# cartridge bearing hubs vs loose ball longevity?



## samh (May 5, 2004)

Do they last the same amount of time? Do cartridges give warning or fail suddenly?


----------



## tihsepa (Nov 27, 2008)

Both are fine. 
You will get arguments for and against each. The base of those arguments is preference so that doesn't really count for much when it comes down to which is better. 
If taken care of, they both work just fine. And, no of you check your bike every once in a while there are no "sudden failures" of a wheel bearing.


----------



## Peter P. (Dec 30, 2006)

Loose bearings will technically last longer because you can extend their life by adjusting the cones for any wear, which is rare.

In the real world, I've run both and can't tell the difference.
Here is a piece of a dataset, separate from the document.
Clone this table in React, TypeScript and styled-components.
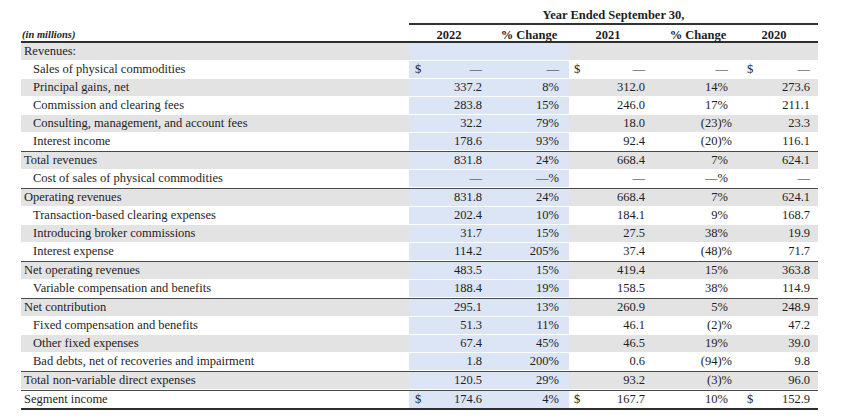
import React from 'react'
import styled, { createGlobalStyle } from 'styled-components'

type Line = {
  label: string
  indent?: boolean
  shade?: boolean
  rule?: boolean
  dollar?: boolean
  last?: boolean
  values: string[]
}

// label | 2022 | % | 2021 | % | 2020
const COLS = '388px 80px 80px 78px 97px 74px'

const columns = [
  { blue: true, pl: 6, pr: 7, money: true },
  { blue: true, pl: 0, pr: 10, money: false },
  { blue: false, pl: 5, pr: 2, money: true },
  { blue: false, pl: 0, pr: 16, money: false },
  { blue: false, pl: 3, pr: 8, money: true },
]

const headers = [
  { text: '2022', pl: 0, pr: 0 },
  { text: '% Change', pl: 0, pr: 0 },
  { text: '2021', pl: 0, pr: 0 },
  { text: '% Change', pl: 5, pr: 0 },
  { text: '2020', pl: 0, pr: 14 },
]

const lines: Line[] = [
  { label: 'Revenues:', shade: true, values: ['', '', '', '', ''] },
  { label: 'Sales of physical commodities', indent: true, dollar: true, values: ['—', '—', '—', '—', '—'] },
  { label: 'Principal gains, net', indent: true, shade: true, values: ['337.2', '8%', '312.0', '14%', '273.6'] },
  { label: 'Commission and clearing fees', indent: true, values: ['283.8', '15%', '246.0', '17%', '211.1'] },
  { label: 'Consulting, management, and account fees', indent: true, shade: true, values: ['32.2', '79%', '18.0', '(23)%', '23.3'] },
  { label: 'Interest income', indent: true, values: ['178.6', '93%', '92.4', '(20)%', '116.1'] },
  { label: 'Total revenues', shade: true, rule: true, values: ['831.8', '24%', '668.4', '7%', '624.1'] },
  { label: 'Cost of sales of physical commodities', indent: true, values: ['—', '—%', '—', '—%', '—'] },
  { label: 'Operating revenues', shade: true, rule: true, values: ['831.8', '24%', '668.4', '7%', '624.1'] },
  { label: 'Transaction-based clearing expenses', indent: true, values: ['202.4', '10%', '184.1', '9%', '168.7'] },
  { label: 'Introducing broker commissions', indent: true, shade: true, values: ['31.7', '15%', '27.5', '38%', '19.9'] },
  { label: 'Interest expense', indent: true, values: ['114.2', '205%', '37.4', '(48)%', '71.7'] },
  { label: 'Net operating revenues', shade: true, rule: true, values: ['483.5', '15%', '419.4', '15%', '363.8'] },
  { label: 'Variable compensation and benefits', indent: true, values: ['188.4', '19%', '158.5', '38%', '114.9'] },
  { label: 'Net contribution', shade: true, rule: true, values: ['295.1', '13%', '260.9', '5%', '248.9'] },
  { label: 'Fixed compensation and benefits', indent: true, values: ['51.3', '11%', '46.1', '(2)%', '47.2'] },
  { label: 'Other fixed expenses', indent: true, shade: true, values: ['67.4', '45%', '46.5', '19%', '39.0'] },
  { label: 'Bad debts, net of recoveries and impairment', indent: true, values: ['1.8', '200%', '0.6', '(94)%', '9.8'] },
  { label: 'Total non-variable direct expenses', shade: true, rule: true, values: ['120.5', '29%', '93.2', '(3)%', '96.0'] },
  { label: 'Segment income', rule: true, dollar: true, last: true, values: ['174.6', '4%', '167.7', '10%', '152.9'] },
]

const App = () => {
  return (
    <>
      <GlobalStyle />
      <Sheet>
        <TitleRow>
          <Title>Year Ended September 30,</Title>
        </TitleRow>
        <HeadRow>
          <Units>(in millions)</Units>
          {headers.map((h, i) => (
            <HeadCell key={`head_${i}`} $pl={h.pl} $pr={h.pr}>{h.text}</HeadCell>
          ))}
        </HeadRow>
        {lines.map((line, li) => (
          <Row key={`line_${li}`} $shade={line.shade} $rule={line.rule} $last={line.last}>
            <Label $indent={line.indent}>{line.label}</Label>
            {line.values.map((v, vi) => {
              const col = columns[vi]
              const showDollar = !!line.dollar && col.money
              return (
                <Value key={`v_${li}_${vi}`} $blue={col.blue} $pl={col.pl} $pr={col.pr} $dollar={showDollar}>
                  {showDollar && <span>$</span>}
                  {v.startsWith('(') ? <Hang>{v}</Hang> : <span>{v}</span>}
                </Value>
              )
            })}
          </Row>
        ))}
      </Sheet>
    </>
  )
}

const GlobalStyle = createGlobalStyle`
  html, body {
    margin: 0;
    padding: 0;
    background: #fff;
  }
  body {
    font-family: "Liberation Serif", "Times New Roman", serif;
    color: #1e1e1e;
  }
`

const Sheet = styled.div`
  width: 797px;
  margin-left: 21px;
  padding-top: 9px;
  font-size: 12.5px;
`

const TitleRow = styled.div`
  display: grid;
  grid-template-columns: ${COLS};
`

const Title = styled.div`
  grid-column: 2 / 7;
  text-align: center;
  font-weight: 700;
  line-height: 12px;
  padding-bottom: 2px;
  border-bottom: 2px solid #333;
`

const HeadRow = styled.div`
  display: grid;
  grid-template-columns: ${COLS};
  padding-top: 4px;
  line-height: 12px;
  border-bottom: 2px solid #2e2e2e;
`

const Units = styled.div`
  font-style: italic;
  font-weight: 700;
  font-size: 10.5px;
  padding-left: 1px;
`

const HeadCell = styled.div<{ $pl: number; $pr: number }>`
  text-align: center;
  font-weight: 700;
  padding-left: ${({ $pl }) => $pl}px;
  padding-right: ${({ $pr }) => $pr}px;
`

const Row = styled.div<{ $shade?: boolean; $rule?: boolean; $last?: boolean }>`
  display: grid;
  grid-template-columns: ${COLS};
  height: 17px;
  line-height: 17px;
  background: ${({ $shade }) => ($shade ? '#e3e3e3' : '#fff')};
  border-top: ${({ $rule }) => ($rule ? '1px solid #4a4a4a' : 'none')};
  border-bottom: ${({ $last }) => ($last ? '2px solid #2e2e2e' : '1px solid #fff')};
`

const Label = styled.div<{ $indent?: boolean }>`
  padding-left: ${({ $indent }) => ($indent ? 12 : 3)}px;
  white-space: nowrap;
`

const Value = styled.div<{ $blue: boolean; $pl: number; $pr: number; $dollar: boolean }>`
  display: flex;
  justify-content: ${({ $dollar }) => ($dollar ? 'space-between' : 'flex-end')};
  padding-left: ${({ $pl }) => $pl}px;
  padding-right: ${({ $pr }) => $pr}px;
  background: ${({ $blue }) => ($blue ? '#dce5f5' : 'transparent')};
  white-space: nowrap;
`

const Hang = styled.span`
  margin-right: -4px;
`

export default App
I've never had a bearing of either type fail catastrophically.


----------



## cxwrench (Nov 9, 2004)

Peter P. said:


> Loose bearings will technically last longer because you can extend their life by adjusting the cones for any wear, which is rare.
> 
> In the real world, I've run both and can't tell the difference. I've never had a bearing of either type fail catastrophically.


Agreed, I've always thought that loose ball hubs will survive longer and feel better longer. Unless you've got Campy OS or Shimano D/A hubs the parts you'd need to replace are generally less than a full set of cartridge bearings.


----------



## Mike T. (Feb 3, 2004)

I've had, and/or serviced, many types and makes, both cartridge bearing and loose ball. The only hubs I've ever junked from bearing failure are two sets of Shimanos whose non-replaceable cups became pitted.
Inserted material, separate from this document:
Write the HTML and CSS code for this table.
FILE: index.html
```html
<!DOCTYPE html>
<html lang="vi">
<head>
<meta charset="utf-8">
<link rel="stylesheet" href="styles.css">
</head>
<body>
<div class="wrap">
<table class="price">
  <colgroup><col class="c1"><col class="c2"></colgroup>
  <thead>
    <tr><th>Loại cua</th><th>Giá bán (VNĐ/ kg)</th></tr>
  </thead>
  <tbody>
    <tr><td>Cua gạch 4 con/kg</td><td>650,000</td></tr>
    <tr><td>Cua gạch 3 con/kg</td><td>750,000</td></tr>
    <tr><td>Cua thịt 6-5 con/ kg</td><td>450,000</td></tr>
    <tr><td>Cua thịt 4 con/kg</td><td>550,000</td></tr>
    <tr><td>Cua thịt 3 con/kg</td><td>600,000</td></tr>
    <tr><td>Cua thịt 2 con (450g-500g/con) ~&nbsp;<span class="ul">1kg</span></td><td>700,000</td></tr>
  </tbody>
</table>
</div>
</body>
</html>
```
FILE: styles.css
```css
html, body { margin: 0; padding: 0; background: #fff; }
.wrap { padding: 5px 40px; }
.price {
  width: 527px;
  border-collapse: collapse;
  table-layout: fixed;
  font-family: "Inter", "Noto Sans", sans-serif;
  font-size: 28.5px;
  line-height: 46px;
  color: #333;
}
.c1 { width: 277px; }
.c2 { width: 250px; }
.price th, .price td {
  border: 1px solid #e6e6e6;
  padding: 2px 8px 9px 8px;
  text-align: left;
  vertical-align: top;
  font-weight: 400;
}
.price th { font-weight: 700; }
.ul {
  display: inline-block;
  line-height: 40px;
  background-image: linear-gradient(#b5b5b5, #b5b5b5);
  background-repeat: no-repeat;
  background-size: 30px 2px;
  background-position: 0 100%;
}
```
I have no preference between either bearing type and I currently own a few sets of each. The last ones I bought for myself were loose ball Ultegra and Dura-Ace.

Do cartridges give warning or fail suddenly? No different than loose ball.


----------



## Mr645 (Jun 14, 2013)

I don;t have a lot of experience with either, except that after a year and 4000 miles, the front hub on my Oval wheel was shot. I had a rattle and it turned out that the front hub was making the noise. My LBS replaced the balls in the bearings and lubed it up but said the race was damaged and rusted from riding in the rain so much and that 1 year and 4000 miles is not unreasonable considering the conditions. 
I bought a set of Shimano wheels and they have sealed bearings but in the meantime the LBS said that the front wheel is useable, won't fail on me, just may make noise and probably won't roll as well as when new.


----------



## tihsepa (Nov 27, 2008)

Mr645 said:


> I bought a set of Shimano wheels and they have sealed bearings but in the meantime the LBS said that the front wheel is useable, won't fail on me, just may make noise and probably won't roll as well as when new.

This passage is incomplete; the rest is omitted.